For one, the young, vulnerable Bhutto-Zardari will simply return to Oxford University to resume his education and learn to cope with the death of his larger-than-life mother. For the foreseeable future, the PPP will be run by his father and the central leadership of the party.

But why a 40-year-old political party with roots across the country needs the titular leadership of a teenager remains a valid question. Of course, the usual explanations: a South Asian penchant for political dynasties and the hold of feudal values if not feudalism itself, provides part of the answer. But there is much more to the political history of the Bhuttos and this succession than a feudal personality cult masquerading as democracy.

Benazir Bhutto's father, Zulfikar Ali Bhutto founded the PPP in 1968 introducing populist, leftist politics to Pakistan, vowing to oust the military from politics and propagating the idea of the "dignity of the common man" and the relegation of religion to the personal arena. He came to power in the aftermath of the secession of East Pakistan (which became Bangladesh) and gave Pakistan its most enduring, if battered, constitution and an abiding aspiration for parliamentary democracy.

Zulfikar Ali Bhutto was overthrown in a 1977 army coup and Pakistan has remained effectively under the institutional dictatorship of the military ever since. Even between 1988 and 1999 when the country enjoyed a dysfunctional parliamentary democracy, the military continued to fire governments at will, usually about halfway through their tenure, and ensured that its favored party won the ensuing election. Benazir Bhutto served two truncated terms as prime minister under this dispensation.

The tragic family history of the Bhuttos has become indelibly linked to Pakistan's persistent but unsuccessful attempts at creating a viable democracy.

Benazir was the fourth Bhutto to die an unnatural death. Every decade has seen a Bhutto die under mysterious circumstances since her father Zulfikar Ali Bhutto was hanged in 1979 by then military ruler General Zia ul Haq. One brother Shahnawaz was poisoned in 1985 and another, Murtaza, was killed outside his Karachi home in 1996 when Benazir was prime minister.

The PPP has blamed Pakistan's military or its shadowy intelligence agencies or elements therein for all these deaths. The military, on its part, has made no secret of its contempt for the Bhuttos, periodically branding them "traitors" and a "security risk" to Pakistan.

The tug of war between the Bhuttos and the Pakistani army has come to embody the struggle between popular democracy and entrenched institutional dictatorship.

The Bhuttos, far from perfect, frequently failed to live up to the values they espoused but it has been an unequal fight.

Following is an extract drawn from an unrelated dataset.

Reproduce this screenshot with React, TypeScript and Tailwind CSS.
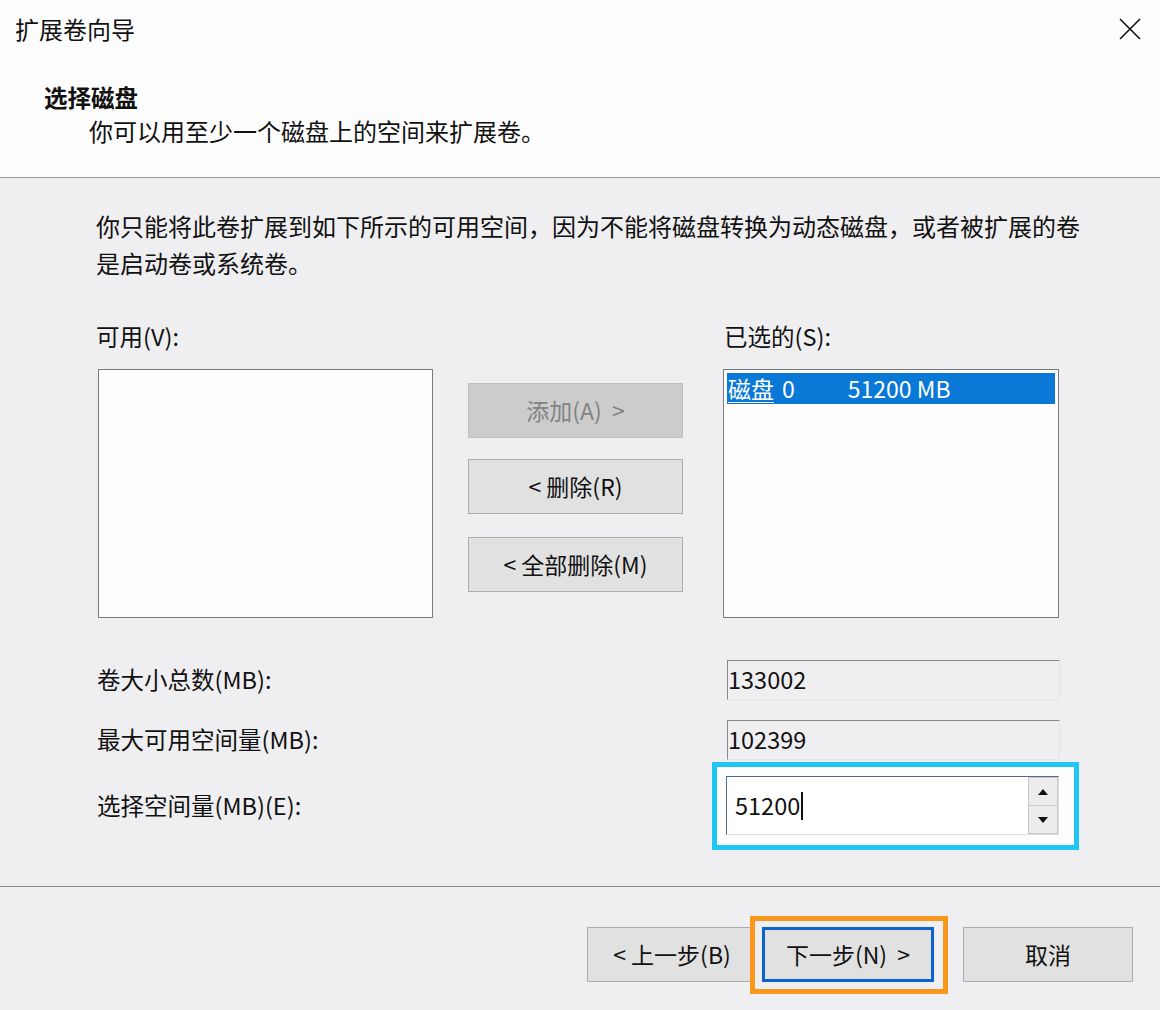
import { FC } from 'react';

const font = { fontFamily: '"Noto Sans CJK SC", "Noto Sans", sans-serif' };

const WinButton: FC<{ label: string; disabled?: boolean; className?: string }> = ({ label, disabled, className }) => (
    <button
        className={
            'flex items-center justify-center border text-[23px] whitespace-pre ' +
            (disabled
                ? 'bg-[#cccccc] border-[#bfbfbf] text-[#838383] '
                : 'bg-[#e1e1e1] border-[#adadad] text-[#111] ') +
            (className ?? '')
        }
    >
        {label}
    </button>
);

const ReadonlyField: FC<{ label: string; value: string; className?: string }> = ({ label, value, className }) => (
    <div className={'flex items-center ' + (className ?? '')}>
        <div className="w-[631px] text-[23.5px] text-[#111] pl-[1px]">{label}</div>
        <div className="w-[333px] h-[40px] border-t border-l border-[#8a8a8a] border-r border-b border-r-[#e4e3e5] border-b-[#e4e3e5] flex items-center text-[23.5px] text-[#111]">
            {value}
        </div>
    </div>
);

export default function App() {
    return (
        <div className="w-[1160px] h-[1010px] bg-[#efeef0] flex flex-col overflow-hidden" style={font}>
            {/* header */}
            <div className="h-[178px] bg-[#fdfdfe] border-b border-[#9c9c9c] relative">
                <div className="pl-[15px] pt-[13px] text-[24px] leading-[32px] text-[#111]">扩展卷向导</div>
                <svg className="absolute right-[19px] top-[18px]" width="22" height="22" viewBox="0 0 22 22">
                    <path d="M1 1 L21 21 M21 1 L1 21" stroke="#111" strokeWidth="1.6" />
                </svg>
                <div className="pl-[44px] mt-[36px] text-[23.5px] leading-[32px] font-bold text-[#111]">选择磁盘</div>
                <div className="pl-[89px] mt-[2px] text-[24px] leading-[32px] text-[#111]">你可以用至少一个磁盘上的空间来扩展卷。</div>
            </div>

            {/* body */}
            <div className="h-[708px] pl-[96px] pt-[29px] text-[#111]">
                <p className="text-[24px] leading-[37px]">
                    你只能将此卷扩展到如下所示的可用空间，因为不能将磁盘转换为动态磁盘，或者被扩展的卷
                    <br />
                    是启动卷或系统卷。
                </p>

                <div className="flex mt-[40px] text-[23.5px] leading-[30px]">
                    <div className="w-[628px]">可用(V):</div>
                    <div>已选的(S):</div>
                </div>

                <div className="flex mt-[18px]">
                    <div className="w-[335px] h-[249px] ml-[2px] bg-[#fdfdfe] border border-[#7a7a7a]"></div>
                    <div className="flex flex-col ml-[35px] pt-[14px]">
                        <WinButton label="添加(A)  >" disabled className="w-[215px] h-[55px]" />
                        <WinButton label="< 删除(R)" className="w-[215px] h-[55px] mt-[21px]" />
                        <WinButton label="< 全部删除(M)" className="w-[215px] h-[55px] mt-[23px]" />
                    </div>
                    <div className="w-[336px] h-[249px] ml-[40px] bg-[#fdfdfe] border border-[#7a7a7a] p-[3px]">
                        <div className="h-[31px] bg-[#0a78d7] text-white text-[23px] leading-[31px] flex pl-[1px]">
                            <span className="underline underline-offset-4 decoration-1">磁盘</span>
                            <span className="ml-[8px]">0</span>
                            <span className="ml-[53px]">51200 MB</span>
                        </div>
                    </div>
                </div>

                <ReadonlyField label="卷大小总数(MB):" value="133002" className="mt-[42px]" />
                <ReadonlyField label="最大可用空间量(MB):" value="102399" className="mt-[20px]" />

                <div className="flex items-center mt-[2px]">
                    <div className="w-[616px] text-[23.5px] text-[#111] pl-[1px]">选择空间量(MB)(E):</div>
                    <div className="border-[5px] border-[#1ec6f1] bg-[#fdfdfe] pt-[9px] pb-[10px] pl-[9px] pr-[15px]">
                        <div className="w-[333px] h-[59px] flex border-t border-l border-[#4a6a98] border-r border-b border-r-[#dcdcdc] border-b-[#dcdcdc] bg-white">
                            <div className="flex-1 flex items-center pl-[8px] text-[23.5px] text-[#111]">
                                51200<span className="w-[2px] h-[28px] bg-[#111] ml-[1px]"></span>
                            </div>
                            <div className="w-[30px] flex flex-col border border-[#c8c8c8] bg-[#f4f4f4]">
                                <div className="flex-1 flex items-center justify-center border-b border-[#c8c8c8] bg-[#ececec]">
                                    <svg width="10" height="6" viewBox="0 0 10 6"><path d="M0 6 L5 0 L10 6 Z" fill="#111" /></svg>
                                </div>
                                <div className="flex-1 flex items-center justify-center bg-[#ececec]">
                                    <svg width="10" height="6" viewBox="0 0 10 6"><path d="M0 0 L10 0 L5 6 Z" fill="#111" /></svg>
                                </div>
                            </div>
                        </div>
                    </div>
                </div>
            </div>

            {/* footer */}
            <div className="flex-1 border-t border-[#8a8a8a] flex items-center justify-end pr-[27px] pt-[12px]">
                <WinButton label="< 上一步(B)" className="w-[170px] h-[55px]" />
                <div className="-ml-[7px] border-[5px] border-[#f7971c] bg-[#efeef0] pt-[6px] pb-[7px] pl-[7px] pr-[9px] relative">
                    <button className="w-[172px] h-[55px] flex items-center justify-center bg-[#e1e1e1] border-[3px] border-[#0c63cf] text-[23px] text-[#111] whitespace-pre">
                        下一步(N)  &gt;
                    </button>
                </div>
                <WinButton label="取消" className="w-[170px] h-[55px] ml-[15px]" />
            </div>
        </div>
    );
}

Over the decades, the Pakistani military has deployed tremendous financial, political and coercive resources to its battle with the Bhutto-led PPP. The military has destabilized PPP governments, attempted repeatedly to create breakaway factions in the party, crafted elaborate negative campaigns against it, tried to prop up ethnic-based parties and religious extremists to beat it into submission, criminalized its leadership and for periods, and banned it outright.

Throughout this time, the PPP has retained its core support base --conservatively estimated at around a third of the electorate -- which has continued to support the party as the sole challenger to the military's monopoly on power. Under siege from Pakistan's military establishment, PPP supporters have fended off these challenges by identifying the "real" PPP as the Bhutto-led party.

In death a stateswoman, Benazir Bhutto too was a callow young woman, only 25 when her father was hanged, when she stepped in to fend off the warring "uncles" -- senior leaders of the PPP -- many of whom were secretly negotiating with the Pakistani military.

The violent death of Benazir Bhutto is the latest twist to the stand-off between the followers of the "Bhuttoist" vision and Pakistan's military establishment. And it provides the best opportunity yet for the military to splinter the PPP and reduce it to a small regional player, pliant and docile or worse, entirely irrelevant.

It is in this context that the PPP's decision to anoint Bhutto's young son as the now titular head and future leader of the party has to be seen. It is a desperate attempt at political survival in a hostile environment. Whether it succeeds time will tell.

Ali Dayan Hasan is South Asia researcher at Human Rights Watch.